Decades later, ‘Uncle Sam' billboard still sparks debate

By: Kipp Robertson, MyNorthwest

Updated:

A two-sided billboard in Chehalis that became notorious for the arch-conservative views posted on it continues to stir up passersby decades later.

The latest message reads:

Freedom is dangerous!
Slavery is peaceful!

The billboard sits on private property along I-5 near Exit 72. The late Alfred Hamilton began posting his views in giant letters after the state cut through his turkey farm in the 1960s.

Hamilton died in 2004. The Chehalis Journal described Hamilton’s views after he died.

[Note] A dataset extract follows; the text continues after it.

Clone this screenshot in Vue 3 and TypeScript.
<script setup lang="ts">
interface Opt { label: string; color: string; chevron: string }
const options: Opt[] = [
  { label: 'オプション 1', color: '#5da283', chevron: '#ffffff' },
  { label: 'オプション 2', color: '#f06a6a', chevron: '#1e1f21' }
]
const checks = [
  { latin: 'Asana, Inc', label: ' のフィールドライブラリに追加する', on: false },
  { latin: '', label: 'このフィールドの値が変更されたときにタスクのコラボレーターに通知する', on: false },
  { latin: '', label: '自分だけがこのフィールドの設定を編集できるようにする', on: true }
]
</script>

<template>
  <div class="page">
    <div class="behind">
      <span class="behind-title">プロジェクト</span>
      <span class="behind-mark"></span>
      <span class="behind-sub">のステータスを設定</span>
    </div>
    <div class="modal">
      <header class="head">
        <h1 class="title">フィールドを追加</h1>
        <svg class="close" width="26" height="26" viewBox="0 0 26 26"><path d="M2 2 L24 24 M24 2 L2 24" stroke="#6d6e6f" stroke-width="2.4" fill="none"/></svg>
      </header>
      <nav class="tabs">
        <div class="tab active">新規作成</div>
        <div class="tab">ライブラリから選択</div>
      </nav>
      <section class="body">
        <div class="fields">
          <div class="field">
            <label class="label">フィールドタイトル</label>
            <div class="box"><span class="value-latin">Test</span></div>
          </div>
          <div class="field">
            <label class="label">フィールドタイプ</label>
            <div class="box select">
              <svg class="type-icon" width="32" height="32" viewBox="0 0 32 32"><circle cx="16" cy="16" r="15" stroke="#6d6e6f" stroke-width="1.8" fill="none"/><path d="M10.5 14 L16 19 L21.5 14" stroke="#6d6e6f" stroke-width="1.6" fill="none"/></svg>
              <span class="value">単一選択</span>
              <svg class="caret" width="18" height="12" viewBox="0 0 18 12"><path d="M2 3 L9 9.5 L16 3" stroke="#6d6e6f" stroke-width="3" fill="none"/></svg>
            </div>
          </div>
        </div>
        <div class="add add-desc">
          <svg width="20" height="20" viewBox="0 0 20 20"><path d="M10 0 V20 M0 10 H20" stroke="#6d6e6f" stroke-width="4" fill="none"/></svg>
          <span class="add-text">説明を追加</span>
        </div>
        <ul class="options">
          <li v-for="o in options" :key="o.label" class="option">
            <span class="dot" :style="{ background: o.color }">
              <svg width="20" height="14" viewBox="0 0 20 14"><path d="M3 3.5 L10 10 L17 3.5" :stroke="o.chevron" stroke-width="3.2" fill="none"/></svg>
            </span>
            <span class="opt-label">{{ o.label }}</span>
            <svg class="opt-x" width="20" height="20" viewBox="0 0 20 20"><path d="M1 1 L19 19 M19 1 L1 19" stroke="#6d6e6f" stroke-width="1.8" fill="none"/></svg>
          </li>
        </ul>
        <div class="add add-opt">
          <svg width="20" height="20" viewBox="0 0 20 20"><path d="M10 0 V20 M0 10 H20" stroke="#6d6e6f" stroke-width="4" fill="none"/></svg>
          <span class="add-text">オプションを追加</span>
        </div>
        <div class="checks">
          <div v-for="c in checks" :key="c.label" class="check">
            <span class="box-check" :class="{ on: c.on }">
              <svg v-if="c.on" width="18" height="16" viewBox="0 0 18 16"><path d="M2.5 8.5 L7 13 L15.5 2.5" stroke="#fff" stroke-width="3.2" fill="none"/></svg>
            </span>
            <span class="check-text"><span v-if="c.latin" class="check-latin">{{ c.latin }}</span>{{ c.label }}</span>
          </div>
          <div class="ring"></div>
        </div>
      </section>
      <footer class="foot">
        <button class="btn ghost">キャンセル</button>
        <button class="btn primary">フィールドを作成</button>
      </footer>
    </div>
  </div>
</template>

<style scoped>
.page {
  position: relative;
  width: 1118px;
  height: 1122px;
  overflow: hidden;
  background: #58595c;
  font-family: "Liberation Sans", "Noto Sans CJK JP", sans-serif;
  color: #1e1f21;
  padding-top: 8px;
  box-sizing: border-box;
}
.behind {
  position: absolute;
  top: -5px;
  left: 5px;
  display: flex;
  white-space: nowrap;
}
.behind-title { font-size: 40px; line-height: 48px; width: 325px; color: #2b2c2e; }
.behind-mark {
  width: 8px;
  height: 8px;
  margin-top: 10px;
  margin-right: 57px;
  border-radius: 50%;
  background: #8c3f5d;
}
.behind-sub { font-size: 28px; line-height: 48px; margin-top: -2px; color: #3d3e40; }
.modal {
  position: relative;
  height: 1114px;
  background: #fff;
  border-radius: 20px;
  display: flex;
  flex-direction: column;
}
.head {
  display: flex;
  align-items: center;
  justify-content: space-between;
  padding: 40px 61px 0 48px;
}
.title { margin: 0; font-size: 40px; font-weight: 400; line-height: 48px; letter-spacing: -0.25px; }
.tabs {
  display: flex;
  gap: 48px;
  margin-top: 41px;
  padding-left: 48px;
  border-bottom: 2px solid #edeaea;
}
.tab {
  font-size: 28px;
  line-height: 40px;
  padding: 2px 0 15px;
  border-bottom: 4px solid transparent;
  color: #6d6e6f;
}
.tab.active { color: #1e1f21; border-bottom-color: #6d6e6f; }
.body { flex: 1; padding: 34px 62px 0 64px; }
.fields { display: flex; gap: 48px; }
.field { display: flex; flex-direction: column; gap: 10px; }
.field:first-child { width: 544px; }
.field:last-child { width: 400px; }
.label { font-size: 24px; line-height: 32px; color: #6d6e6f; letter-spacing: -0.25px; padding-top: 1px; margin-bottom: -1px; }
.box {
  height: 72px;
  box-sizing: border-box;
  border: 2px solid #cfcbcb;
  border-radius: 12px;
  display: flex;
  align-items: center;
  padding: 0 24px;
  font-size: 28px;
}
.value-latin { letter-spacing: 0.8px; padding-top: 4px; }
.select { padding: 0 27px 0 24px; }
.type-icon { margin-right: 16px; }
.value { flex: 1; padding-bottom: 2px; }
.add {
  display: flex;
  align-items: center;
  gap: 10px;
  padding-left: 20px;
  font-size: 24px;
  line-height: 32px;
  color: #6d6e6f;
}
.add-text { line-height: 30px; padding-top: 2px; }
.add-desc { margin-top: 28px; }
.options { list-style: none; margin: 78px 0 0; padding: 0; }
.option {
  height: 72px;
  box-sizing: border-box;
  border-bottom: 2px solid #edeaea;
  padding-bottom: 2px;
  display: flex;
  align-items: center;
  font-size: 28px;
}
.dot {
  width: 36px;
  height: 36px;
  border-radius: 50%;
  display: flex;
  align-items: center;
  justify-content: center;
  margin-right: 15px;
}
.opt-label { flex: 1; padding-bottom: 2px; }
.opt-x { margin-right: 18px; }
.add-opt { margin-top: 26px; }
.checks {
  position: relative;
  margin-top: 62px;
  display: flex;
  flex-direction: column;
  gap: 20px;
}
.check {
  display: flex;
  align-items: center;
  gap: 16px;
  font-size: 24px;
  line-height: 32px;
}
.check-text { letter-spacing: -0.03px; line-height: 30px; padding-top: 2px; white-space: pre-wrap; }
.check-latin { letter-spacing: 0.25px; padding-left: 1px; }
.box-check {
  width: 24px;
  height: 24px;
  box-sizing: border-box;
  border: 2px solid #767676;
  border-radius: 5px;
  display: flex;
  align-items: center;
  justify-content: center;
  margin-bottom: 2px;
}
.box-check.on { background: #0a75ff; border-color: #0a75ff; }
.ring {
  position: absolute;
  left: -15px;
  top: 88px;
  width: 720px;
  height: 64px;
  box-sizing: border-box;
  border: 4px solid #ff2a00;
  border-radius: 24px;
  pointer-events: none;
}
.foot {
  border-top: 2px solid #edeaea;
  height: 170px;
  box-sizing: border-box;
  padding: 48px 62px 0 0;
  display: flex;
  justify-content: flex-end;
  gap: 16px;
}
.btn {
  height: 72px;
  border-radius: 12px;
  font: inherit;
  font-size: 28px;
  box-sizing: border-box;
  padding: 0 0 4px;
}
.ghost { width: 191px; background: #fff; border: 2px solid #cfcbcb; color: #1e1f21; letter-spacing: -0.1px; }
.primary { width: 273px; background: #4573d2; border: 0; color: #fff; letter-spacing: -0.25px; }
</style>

“Mr. Hamilton Minced no words in attacking virtually everything and everyone that irritated him: gun control, the government and gays, Russians and radicals, Kissinger and Kerry,” the paper wrote.

A lengthy discussion about the latest message ensued on KIRO Radio’s Facebook page, after a photo of the billboard was posted. Some commenters question whether the message should be taken literally, or if there is a deeper meaning, such as a play on Thomas Jefferson’s quote — “I prefer dangerous freedom to peaceful slavery.”

Though Hamilton’s messages have always been controversial, the latest has many wondering if the billboard should be removed.

The state has wondered the same thing. In the last 1970s, the state made an attempt to have the billboard removed. The state sued the Hamiltons, arguing that it violated the Scenic Vistas Act because it was “used to display political and religion commentary.”

However, the state failed to have the giant white billboard removed, after the state’s Court of Appeals found that it was being used for advertising activities conducted on the property, which falls in line with the law.

The Washington State Department of Transportation is again asking the state’s Office of the Attorney General to look into the matter. A spokesperson confirmed on Thursday that the state has asked the AG’s office for an opinion.

The AG’s office would not disclose additional information.